Polizei räumt Missverständnisse bei der Kommunikation ein

Zur ersten Aussage Meyers kam es nach Angaben der Polizei durch einen Kommunikationsfehler – ein Missverständnis im Zusammenhang mit der Befragung einer Polizistin. Dem Abendblatt sagte Polizeisprecherin Sandra Levgrün, dass Meyer auf der Pressekonferenz kurz nach der grauenvollen Tat die Ereignisse aus Sicht der Polizei nach „jetzigen Erkenntnissen“ referiert habe. Zuvor sei eine Mitarbeiterin der Waffenbehörde, die nach einem anonymen Hinweis mit der waffenrecht­lichen Überprüfung des späteren Amokläufers befasst war, gefragt worden, ob sie das Buch kenne. Das habe die Beamtin, die zu diesem Zeitpunkt im Krankenhaus lag, verneint – eben weil sie das Buch nicht gelesen habe. Dass sie es im Internet gefunden hatte, ließ sie offenbar unerwähnt – das kam erst später heraus.

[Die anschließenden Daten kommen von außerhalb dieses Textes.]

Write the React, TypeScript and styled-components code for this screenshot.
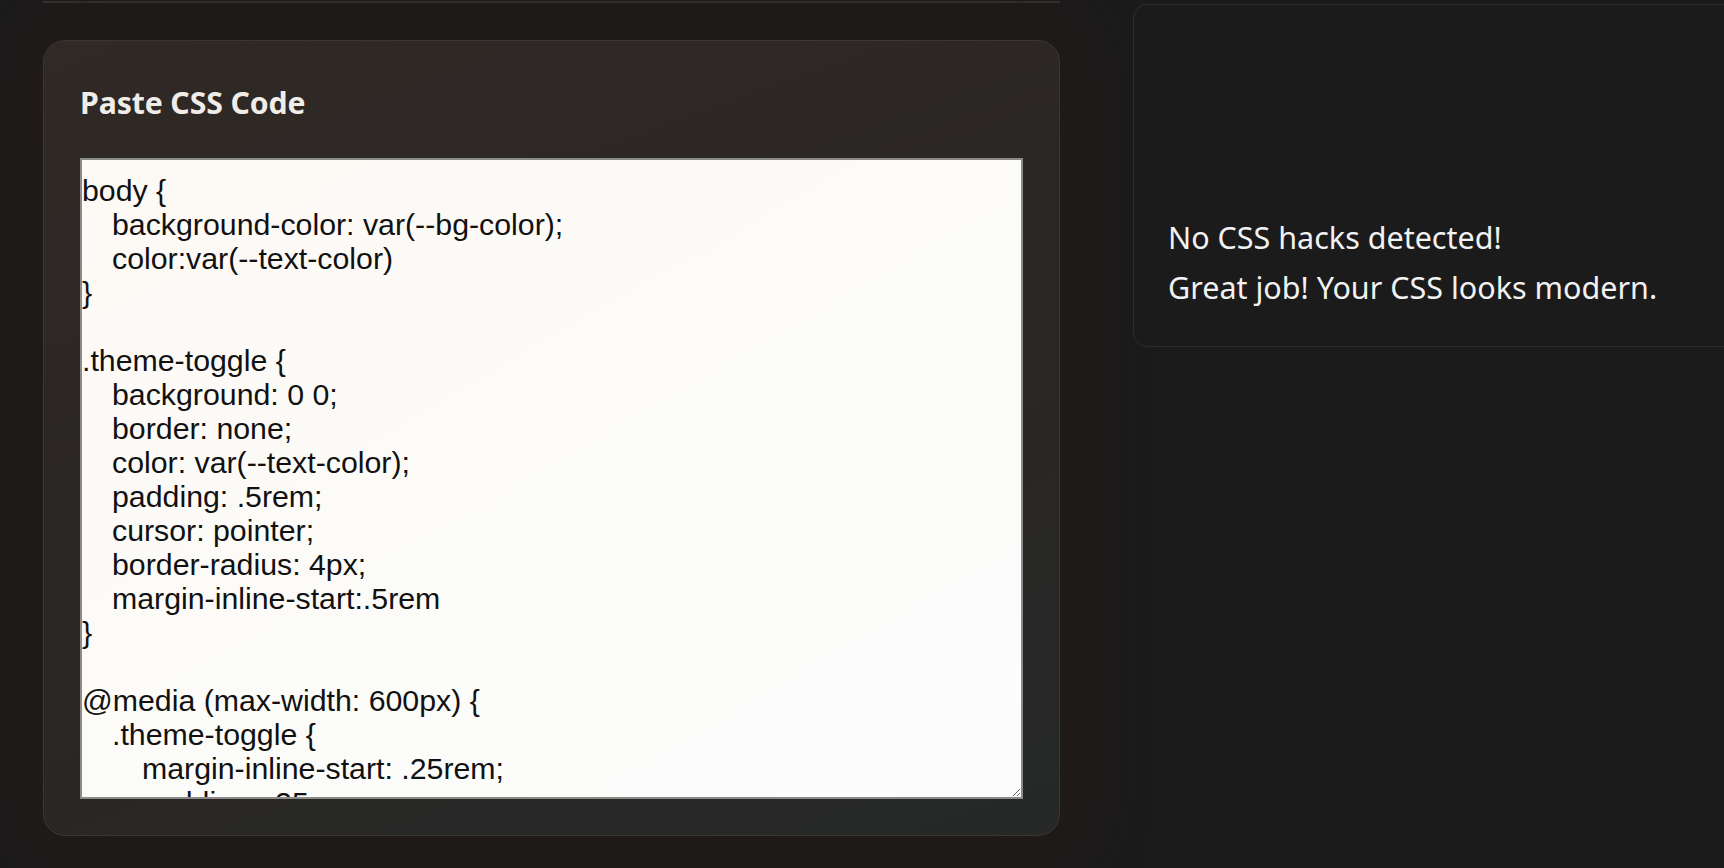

Meyer trug sich gestern im Rathaus in das Kondolenzbuch für die Opfer der Amoktat ein. Dem Abendblatt sagte er, dass die Polizei nach Bemerken des Irrtums zwei Gutachten zum Buch in Auftrag gegeben habe. Die Experten hielten demnach eine Persönlichkeitsstörung des Amokläufers für wahrscheinlich. Hinweise auf ein bevorstehendes gewalttätiges Handeln ergäben sich daraus aber nicht.